--- START ---
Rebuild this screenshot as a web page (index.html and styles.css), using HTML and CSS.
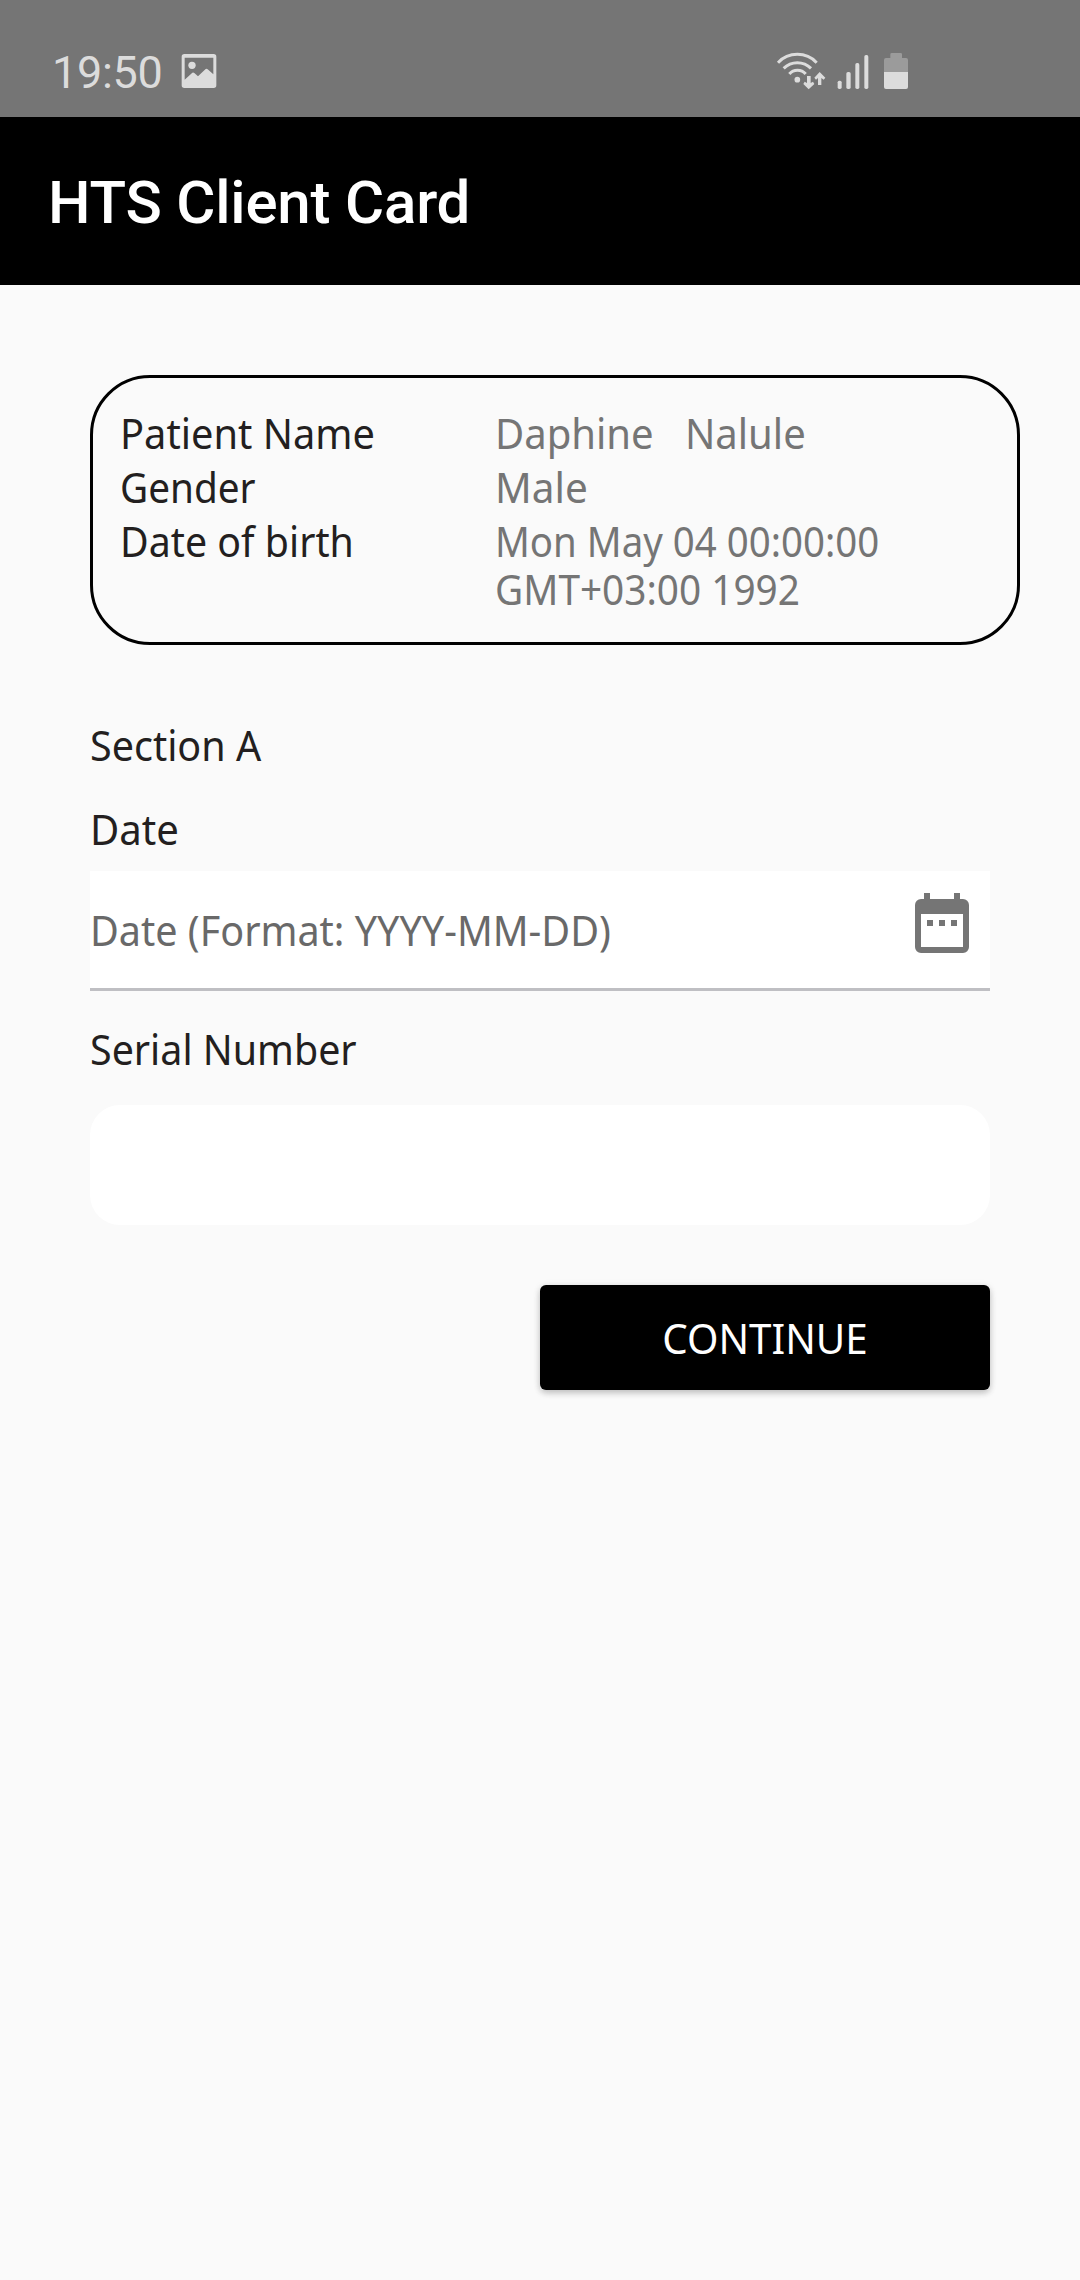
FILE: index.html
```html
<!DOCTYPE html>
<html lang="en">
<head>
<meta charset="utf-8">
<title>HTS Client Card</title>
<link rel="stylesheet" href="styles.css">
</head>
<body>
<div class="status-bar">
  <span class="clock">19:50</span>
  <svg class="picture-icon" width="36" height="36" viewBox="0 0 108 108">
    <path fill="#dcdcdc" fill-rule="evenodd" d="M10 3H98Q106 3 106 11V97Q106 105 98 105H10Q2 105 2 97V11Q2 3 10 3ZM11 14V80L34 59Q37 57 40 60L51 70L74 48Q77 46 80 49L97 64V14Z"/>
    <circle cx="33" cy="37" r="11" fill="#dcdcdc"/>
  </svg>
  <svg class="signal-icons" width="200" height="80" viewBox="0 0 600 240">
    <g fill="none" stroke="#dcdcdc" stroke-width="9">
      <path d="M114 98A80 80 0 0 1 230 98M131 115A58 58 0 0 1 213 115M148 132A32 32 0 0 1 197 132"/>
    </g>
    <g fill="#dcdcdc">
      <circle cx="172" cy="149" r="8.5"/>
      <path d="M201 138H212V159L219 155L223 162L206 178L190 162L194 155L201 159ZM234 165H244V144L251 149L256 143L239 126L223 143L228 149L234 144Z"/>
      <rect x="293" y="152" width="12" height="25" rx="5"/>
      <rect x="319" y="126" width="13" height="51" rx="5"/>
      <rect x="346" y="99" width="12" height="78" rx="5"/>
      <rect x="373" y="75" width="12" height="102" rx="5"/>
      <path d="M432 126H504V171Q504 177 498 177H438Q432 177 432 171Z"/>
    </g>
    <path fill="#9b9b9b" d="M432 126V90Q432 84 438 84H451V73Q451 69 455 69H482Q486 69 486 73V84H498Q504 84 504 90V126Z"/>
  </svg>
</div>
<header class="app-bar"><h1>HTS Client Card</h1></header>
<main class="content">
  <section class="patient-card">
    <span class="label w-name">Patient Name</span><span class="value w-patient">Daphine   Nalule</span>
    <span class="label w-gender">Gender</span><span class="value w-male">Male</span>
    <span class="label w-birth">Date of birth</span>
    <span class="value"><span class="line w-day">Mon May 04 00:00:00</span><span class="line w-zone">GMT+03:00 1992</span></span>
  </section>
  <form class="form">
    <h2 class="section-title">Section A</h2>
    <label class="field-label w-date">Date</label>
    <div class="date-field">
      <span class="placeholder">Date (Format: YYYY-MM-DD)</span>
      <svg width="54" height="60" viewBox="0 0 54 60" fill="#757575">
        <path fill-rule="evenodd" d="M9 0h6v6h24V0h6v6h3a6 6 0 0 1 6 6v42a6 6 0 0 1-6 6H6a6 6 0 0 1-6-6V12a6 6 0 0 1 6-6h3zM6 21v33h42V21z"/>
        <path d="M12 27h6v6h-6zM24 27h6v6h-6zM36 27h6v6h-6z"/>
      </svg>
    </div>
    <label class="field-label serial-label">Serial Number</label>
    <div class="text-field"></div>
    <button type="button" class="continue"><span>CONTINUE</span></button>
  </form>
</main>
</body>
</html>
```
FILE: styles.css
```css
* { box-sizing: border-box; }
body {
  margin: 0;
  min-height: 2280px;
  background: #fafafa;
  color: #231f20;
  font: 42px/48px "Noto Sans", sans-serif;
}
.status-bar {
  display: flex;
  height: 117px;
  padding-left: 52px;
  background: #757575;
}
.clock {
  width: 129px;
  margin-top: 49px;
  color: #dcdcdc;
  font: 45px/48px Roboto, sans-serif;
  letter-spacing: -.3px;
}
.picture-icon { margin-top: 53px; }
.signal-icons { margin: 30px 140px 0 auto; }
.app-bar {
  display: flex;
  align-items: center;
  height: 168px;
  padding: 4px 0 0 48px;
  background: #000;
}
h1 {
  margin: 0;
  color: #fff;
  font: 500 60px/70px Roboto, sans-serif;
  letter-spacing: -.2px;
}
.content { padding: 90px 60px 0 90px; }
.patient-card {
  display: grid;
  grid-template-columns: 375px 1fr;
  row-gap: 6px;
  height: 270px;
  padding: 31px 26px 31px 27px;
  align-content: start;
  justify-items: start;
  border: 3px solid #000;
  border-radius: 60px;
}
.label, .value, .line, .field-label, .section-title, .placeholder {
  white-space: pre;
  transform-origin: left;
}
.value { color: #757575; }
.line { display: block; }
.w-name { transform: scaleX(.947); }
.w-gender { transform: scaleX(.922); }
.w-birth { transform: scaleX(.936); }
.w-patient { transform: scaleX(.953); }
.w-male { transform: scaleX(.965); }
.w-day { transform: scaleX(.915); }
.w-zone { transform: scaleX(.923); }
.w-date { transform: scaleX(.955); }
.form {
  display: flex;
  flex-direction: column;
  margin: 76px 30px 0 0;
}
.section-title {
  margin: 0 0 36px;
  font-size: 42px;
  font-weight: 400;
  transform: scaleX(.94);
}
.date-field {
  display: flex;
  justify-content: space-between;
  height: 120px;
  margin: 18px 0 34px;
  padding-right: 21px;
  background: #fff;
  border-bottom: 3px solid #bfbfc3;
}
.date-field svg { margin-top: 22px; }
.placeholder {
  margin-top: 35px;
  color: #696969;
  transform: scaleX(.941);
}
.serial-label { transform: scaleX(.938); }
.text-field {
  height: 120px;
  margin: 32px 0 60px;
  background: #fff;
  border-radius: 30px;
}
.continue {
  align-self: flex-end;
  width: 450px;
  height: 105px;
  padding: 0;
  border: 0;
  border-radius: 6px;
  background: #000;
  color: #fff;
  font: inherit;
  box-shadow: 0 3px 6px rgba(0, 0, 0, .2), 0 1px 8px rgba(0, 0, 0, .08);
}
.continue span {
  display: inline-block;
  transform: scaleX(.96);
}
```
--- END ---
DO THIS
Quote the data exactly, leaving every image out of the copy.

COMPLETE ANSWER
Rebuild this screenshot as a web page (index.html and styles.css), using HTML and CSS.
FILE: index.html
```html
<!DOCTYPE html>
<html lang="en">
<head>
<meta charset="utf-8">
<title>HTS Client Card</title>
<link rel="stylesheet" href="styles.css">
</head>
<body>
<div class="status-bar">
  <span class="clock">19:50</span>
  <svg class="picture-icon" width="36" height="36" viewBox="0 0 108 108">
    <path fill="#dcdcdc" fill-rule="evenodd" d="M10 3H98Q106 3 106 11V97Q106 105 98 105H10Q2 105 2 97V11Q2 3 10 3ZM11 14V80L34 59Q37 57 40 60L51 70L74 48Q77 46 80 49L97 64V14Z"/>
    <circle cx="33" cy="37" r="11" fill="#dcdcdc"/>
  </svg>
  <svg class="signal-icons" width="200" height="80" viewBox="0 0 600 240">
    <g fill="none" stroke="#dcdcdc" stroke-width="9">
      <path d="M114 98A80 80 0 0 1 230 98M131 115A58 58 0 0 1 213 115M148 132A32 32 0 0 1 197 132"/>
    </g>
    <g fill="#dcdcdc">
      <circle cx="172" cy="149" r="8.5"/>
      <path d="M201 138H212V159L219 155L223 162L206 178L190 162L194 155L201 159ZM234 165H244V144L251 149L256 143L239 126L223 143L228 149L234 144Z"/>
      <rect x="293" y="152" width="12" height="25" rx="5"/>
      <rect x="319" y="126" width="13" height="51" rx="5"/>
      <rect x="346" y="99" width="12" height="78" rx="5"/>
      <rect x="373" y="75" width="12" height="102" rx="5"/>
      <path d="M432 126H504V171Q504 177 498 177H438Q432 177 432 171Z"/>
    </g>
    <path fill="#9b9b9b" d="M432 126V90Q432 84 438 84H451V73Q451 69 455 69H482Q486 69 486 73V84H498Q504 84 504 90V126Z"/>
  </svg>
</div>
<header class="app-bar"><h1>HTS Client Card</h1></header>
<main class="content">
  <section class="patient-card">
    <span class="label w-name">Patient Name</span><span class="value w-patient">Daphine   Nalule</span>
    <span class="label w-gender">Gender</span><span class="value w-male">Male</span>
    <span class="label w-birth">Date of birth</span>
    <span class="value"><span class="line w-day">Mon May 04 00:00:00</span><span class="line w-zone">GMT+03:00 1992</span></span>
  </section>
  <form class="form">
    <h2 class="section-title">Section A</h2>
    <label class="field-label w-date">Date</label>
    <div class="date-field">
      <span class="placeholder">Date (Format: YYYY-MM-DD)</span>
      <svg width="54" height="60" viewBox="0 0 54 60" fill="#757575">
        <path fill-rule="evenodd" d="M9 0h6v6h24V0h6v6h3a6 6 0 0 1 6 6v42a6 6 0 0 1-6 6H6a6 6 0 0 1-6-6V12a6 6 0 0 1 6-6h3zM6 21v33h42V21z"/>
        <path d="M12 27h6v6h-6zM24 27h6v6h-6zM36 27h6v6h-6z"/>
      </svg>
    </div>
    <label class="field-label serial-label">Serial Number</label>
    <div class="text-field"></div>
    <button type="button" class="continue"><span>CONTINUE</span></button>
  </form>
</main>
</body>
</html>
```
FILE: styles.css
```css
* { box-sizing: border-box; }
body {
  margin: 0;
  min-height: 2280px;
  background: #fafafa;
  color: #231f20;
  font: 42px/48px "Noto Sans", sans-serif;
}
.status-bar {
  display: flex;
  height: 117px;
  padding-left: 52px;
  background: #757575;
}
.clock {
  width: 129px;
  margin-top: 49px;
  color: #dcdcdc;
  font: 45px/48px Roboto, sans-serif;
  letter-spacing: -.3px;
}
.picture-icon { margin-top: 53px; }
.signal-icons { margin: 30px 140px 0 auto; }
.app-bar {
  display: flex;
  align-items: center;
  height: 168px;
  padding: 4px 0 0 48px;
  background: #000;
}
h1 {
  margin: 0;
  color: #fff;
  font: 500 60px/70px Roboto, sans-serif;
  letter-spacing: -.2px;
}
.content { padding: 90px 60px 0 90px; }
.patient-card {
  display: grid;
  grid-template-columns: 375px 1fr;
  row-gap: 6px;
  height: 270px;
  padding: 31px 26px 31px 27px;
  align-content: start;
  justify-items: start;
  border: 3px solid #000;
  border-radius: 60px;
}
.label, .value, .line, .field-label, .section-title, .placeholder {
  white-space: pre;
  transform-origin: left;
}
.value { color: #757575; }
.line { display: block; }
.w-name { transform: scaleX(.947); }
.w-gender { transform: scaleX(.922); }
.w-birth { transform: scaleX(.936); }
.w-patient { transform: scaleX(.953); }
.w-male { transform: scaleX(.965); }
.w-day { transform: scaleX(.915); }
.w-zone { transform: scaleX(.923); }
.w-date { transform: scaleX(.955); }
.form {
  display: flex;
  flex-direction: column;
  margin: 76px 30px 0 0;
}
.section-title {
  margin: 0 0 36px;
  font-size: 42px;
  font-weight: 400;
  transform: scaleX(.94);
}
.date-field {
  display: flex;
  justify-content: space-between;
  height: 120px;
  margin: 18px 0 34px;
  padding-right: 21px;
  background: #fff;
  border-bottom: 3px solid #bfbfc3;
}
.date-field svg { margin-top: 22px; }
.placeholder {
  margin-top: 35px;
  color: #696969;
  transform: scaleX(.941);
}
.serial-label { transform: scaleX(.938); }
.text-field {
  height: 120px;
  margin: 32px 0 60px;
  background: #fff;
  border-radius: 30px;
}
.continue {
  align-self: flex-end;
  width: 450px;
  height: 105px;
  padding: 0;
  border: 0;
  border-radius: 6px;
  background: #000;
  color: #fff;
  font: inherit;
  box-shadow: 0 3px 6px rgba(0, 0, 0, .2), 0 1px 8px rgba(0, 0, 0, .08);
}
.continue span {
  display: inline-block;
  transform: scaleX(.96);
}
```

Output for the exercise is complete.